Summary and Analysis
Alfred is back in training, with renewed intensity. He makes remarkable progress even though the most praise that he receives from Mr. Donatelli is when the mentor says, "Not bad." Alfred knows that, coming from Donatelli, this is very high praise. Alfred spars with Angel, Denny, and Jose and learns how to defeat each of them. Lou Epstein drops by the gym and exchanges greetings with Bud Martin. Bud mentions recently seeing Kid Ryan, a former fighter who once had a great match with Lou. Ryan is not doing well financially, and Lou gives Bud some money to pass on to Kid Ryan anonymously. As they leave the gym together, Lou offers to teach Alfred how to run the cash register.
Lipsyte uses this chapter to chart Alfred's progress, primarily in the ring but also with the Epsteins. Alfred learns by sparring with Angel, Denny, and Jose, each of whom presents a different challenge.
Alfred struggles with Angel's style until he learns to apply Bud Martin's advice. Alfred is only throwing one punch at a time rather than working in combinations, attacking with a series of punches. Angel easily slips the one punch and belts Alfred in the gut. Over a period of weeks, Alfred works on the more complicated technique. In a stunning metaphor, Lipsyte speaks of time as if it were an evolving fighter: "August, gasping for breath, melted into September."

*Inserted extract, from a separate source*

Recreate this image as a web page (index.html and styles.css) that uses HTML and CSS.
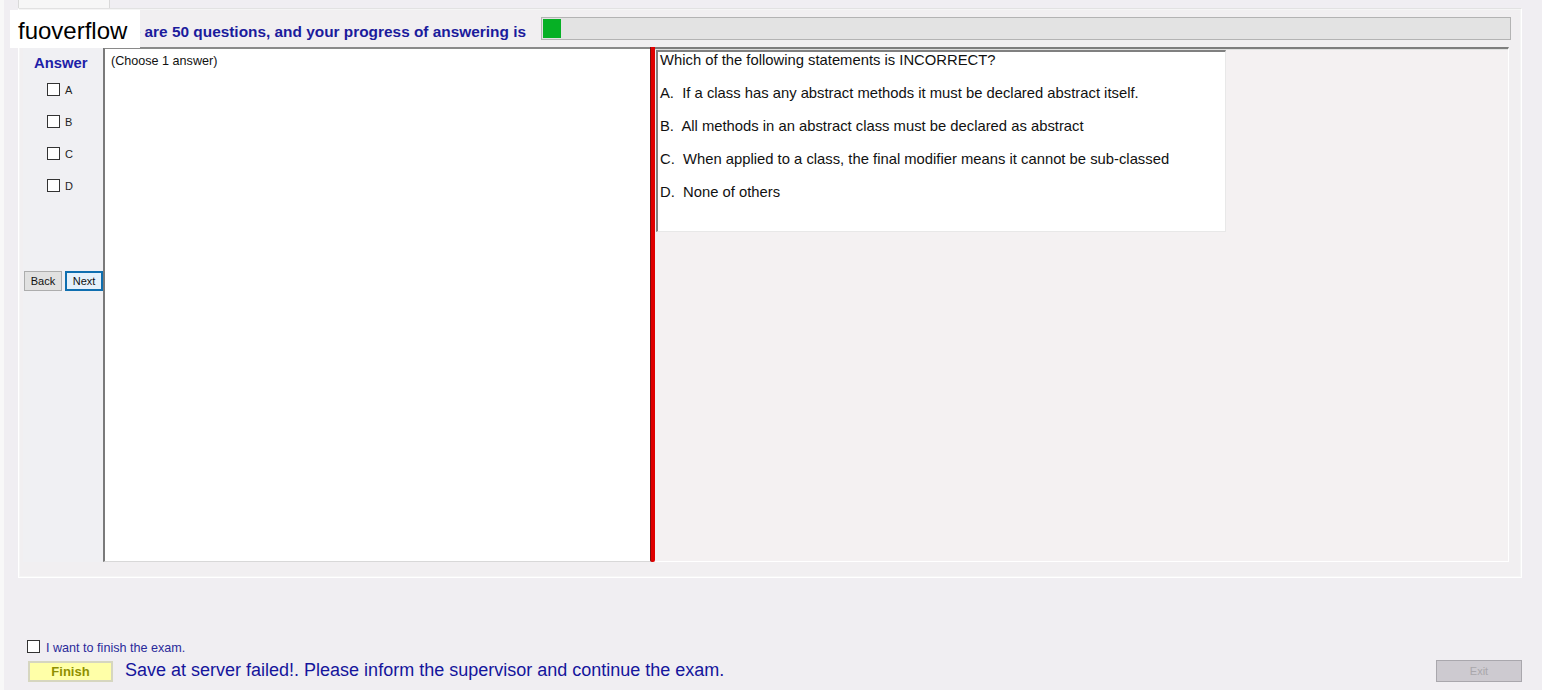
FILE: index.html
```html
<!DOCTYPE html>
<html>
<head>
<meta charset="utf-8">
<link rel="stylesheet" href="styles.css">
</head>
<body>
<div class="screen">
  <div class="tabs"><div class="tab"></div></div>
  <div class="tabpage">
    <div class="progress-row">
      <div class="progress-text">There are 50 questions, and your progress of answering is</div>
      <div class="progress-bar"><div class="progress-fill" style="width:18px"></div></div>
    </div>
    <div class="split">
      <div class="answer-panel">
        <div class="answer-title">Answer</div>
        <div class="opts">
          <label class="opt"><span class="box"></span><span class="opt-label">A</span></label>
          <label class="opt"><span class="box"></span><span class="opt-label">B</span></label>
          <label class="opt"><span class="box"></span><span class="opt-label">C</span></label>
          <label class="opt"><span class="box"></span><span class="opt-label">D</span></label>
        </div>
        <div class="nav">
          <button class="btn">Back</button>
          <button class="btn btn-focus">Next</button>
        </div>
      </div>
      <div class="answer-area">(Choose 1 answer)</div>
      <div class="splitter"></div>
      <div class="question-area">
        <div class="question-box">
          <div class="q-line">Which of the following statements is INCORRECT?</div>
          <div class="q-line">A.  If a class has any abstract methods it must be declared abstract itself.</div>
          <div class="q-line">B.  All methods in an abstract class must be declared as abstract</div>
          <div class="q-line">C.  When applied to a class, the final modifier means it cannot be sub-classed</div>
          <div class="q-line">D.  None of others</div>
        </div>
      </div>
    </div>
  </div>
  <div class="footer">
    <label class="finish-check"><span class="box box-sm"></span><span class="finish-label">I want to finish the exam.</span></label>
    <div class="footer-row">
      <div class="footer-left">
        <button class="finish-btn">Finish</button>
        <span class="status">Save at server failed!. Please inform the supervisor and continue the exam.</span>
      </div>
      <button class="exit-btn" disabled>Exit</button>
    </div>
  </div>
  <div class="watermark">fuoverflow</div>
</div>
</body>
</html>
```

FILE: styles.css
```css
html, body {
  margin: 0;
  padding: 0;
}
body {
  background: #f0eef2;
  font-family: "Liberation Sans", Arial, sans-serif;
  width: 1542px;
  height: 690px;
  overflow: hidden;
}
.screen {
  position: relative;
  width: 1542px;
  height: 690px;
  background: linear-gradient(to right, #f8f8f8 0, #f8f8f8 4px, #f0eef2 4px);
}
.tabs {
  height: 8px;
  padding-left: 18px;
}
.tab {
  width: 92px;
  height: 8px;
  box-sizing: border-box;
  border-left: 1px solid #d9d9d9;
  border-right: 1px solid #d9d9d9;
  background: #f7f7f7;
}
.tabpage {
  margin: 0 20px 0 18px;
  height: 570px;
  box-sizing: border-box;
  border: 1px solid #ffffff;
  border-top-color: #e2e2e2;
  box-shadow: inset 0 0 0 1px #f5f5f5;
  background: #f1eff1;
}
.progress-row {
  display: flex;
  align-items: center;
  height: 23px;
  margin-top: 8px;
  padding-right: 10px;
}
.progress-text {
  width: 507px;
  text-align: right;
  color: #1b1b9c;
  font-weight: bold;
  font-size: 15.4px;
  padding-right: 15px;
  padding-top: 7px;
  white-space: nowrap;
}
.progress-bar {
  flex: 1;
  height: 23px;
  box-sizing: border-box;
  border: 1px solid #b3b3b3;
  background: #e3e3e3;
  padding: 1px;
}
.progress-fill {
  height: 100%;
  background: #06b025;
}
.split {
  display: flex;
  height: 515px;
  margin: 7px 12px 0 4px;
}
.answer-panel {
  width: 80px;
  display: flex;
  flex-direction: column;
  align-items: flex-start;
  background: #f0f0f3;
}
.answer-title {
  margin-top: 8px;
  margin-left: 11px;
  color: #2020a8;
  font-weight: bold;
  font-size: 14.8px;
}
.opts {
  display: flex;
  flex-direction: column;
  gap: 19px;
  margin-top: 12px;
  margin-left: 24px;
}
.opt {
  display: flex;
  align-items: center;
  gap: 5px;
  height: 13px;
}
.box {
  display: inline-block;
  width: 13px;
  height: 13px;
  box-sizing: border-box;
  border: 1px solid #333333;
  background: #ffffff;
}
.opt-label {
  font-size: 11px;
  color: #222;
}
.nav {
  display: flex;
  gap: 3px;
  margin-top: 79px;
  margin-left: 1px;
}
.btn {
  width: 38px;
  height: 20px;
  padding: 0;
  font-family: "Liberation Sans", Arial, sans-serif;
  font-size: 11px;
  color: #111;
  background: #e1e1e1;
  border: 1px solid #adadad;
  box-sizing: border-box;
}
.btn-focus {
  border: 2px solid #0f6fb0;
  background: #e5f1fb;
}
.answer-area {
  width: 547px;
  box-sizing: border-box;
  background: #ffffff;
  border-left: 2px solid #7a7a7a;
  border-top: 2px solid #8a8a8a;
  border-bottom: 1px solid #d8d8d8;
  padding: 5px 0 0 6px;
  font-size: 12.6px;
  color: #111;
}
.splitter {
  width: 5px;
  background: #e00000;
  border-left: 1px solid #7a1010;
  box-sizing: border-box;
  border-radius: 0 0 2px 2px;
}
.question-area {
  flex: 1;
  background: #f4f1f2;
  border-top: 2px solid #7e7e7e;
  border-right: 1px solid #ffffff;
  border-bottom: 1px solid #ffffff;
  box-shadow: inset 0 1px 0 #e0e0e0;
  padding: 0 0 0 1px;
}
.question-box {
  width: 570px;
  height: 182px;
  margin-top: 1px;
  box-sizing: border-box;
  background: #ffffff;
  border-top: 2px solid #808080;
  border-left: 2px solid #808080;
  border-right: 1px solid #e8e8e8;
  border-bottom: 1px solid #e8e8e8;
  padding: 0 0 0 2px;
}
.q-line {
  font-size: 14.8px;
  color: #111;
  line-height: 17px;
  height: 33px;
  white-space: pre;
}
.footer {
  padding: 0 20px 0 27px;
}
.finish-check {
  display: flex;
  align-items: center;
  gap: 6px;
  margin-top: 62px;
  height: 13px;
}
.box-sm {
  width: 13px;
  height: 13px;
}
.finish-label {
  font-size: 12.6px;
  color: #2a2a9a;
  margin-top: 3px;
}
.footer-row {
  display: flex;
  justify-content: space-between;
  align-items: center;
  margin-top: 7px;
}
.footer-left {
  display: flex;
  align-items: center;
  gap: 12px;
  margin-left: 1px;
}
.finish-btn {
  width: 85px;
  height: 21px;
  padding: 0;
  box-sizing: border-box;
  background: #ffffa8;
  border: 2px solid #d6d6c0;
  color: #8f8f00;
  font-family: "Liberation Sans", Arial, sans-serif;
  font-weight: bold;
  font-size: 13px;
}
.status {
  color: #15159c;
  font-size: 18px;
  margin-top: -2px;
}
.exit-btn {
  width: 86px;
  height: 22px;
  padding: 0;
  box-sizing: border-box;
  background: #cdcad0;
  border: 1px solid #a9a7ad;
  color: #a9a7ab;
  font-family: "Liberation Sans", Arial, sans-serif;
  font-size: 11px;
}
.watermark {
  position: absolute;
  left: 10px;
  top: 10px;
  width: 130px;
  height: 38px;
  background: #ffffff;
  color: #000;
  font-size: 24px;
  line-height: 38px;
  padding: 2px 0 0 8px;
  box-sizing: border-box;
}
```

The opponents continue to slip Alfred's single jabs. He has a recurring dream: A fly is sitting on his nose, but when he tries to brush it away, he sees that he has no hands. Eventually, Alfred shocks Angel with a dazzling combination of punches that leave the Puerto Rican fighter reeling against the ropes and bleeding. Alfred has nailed the fly. He is not sure how he did it, but Henry, a student of the game, shows him that Alfred's footwork was the key.
Denny's footwork is heavy, but his hands are quick. Alfred learns to stick and move, hitting the opponent with a quick jab or combination and just as quickly dancing away. At this point, appropriately, Lightning Lou Epstein visits the gym and praises Alfred. Demonstrating the trust of the brothers who run the grocery, Lou offers to teach Alfred how to run the cash register, a step up for him and one that involves handling money, illustrating that Alfred has won the trust and confidence of the Epsteins.
Jose is a puncher. He is slower than Angel or Denny, but he has a bruising straight right with which he punishes Alfred's ribs. It takes Alfred three rounds to learn to drop his left elbow to block the punch, leaving Jose's face unprotected. Jose drops "like a sack of potatoes." Donatelli is watching. He tells Alfred to go downstairs to the dentist's to be fitted for a custom-made mouthpiece, a rite of passage indicating that Alfred is ready for his first match.
slipped the jab used a defensive technique in which a boxer moves his head just enough to allow the opponent's leading punch to slip by without contact. (It can best be countered by a combination of punches.)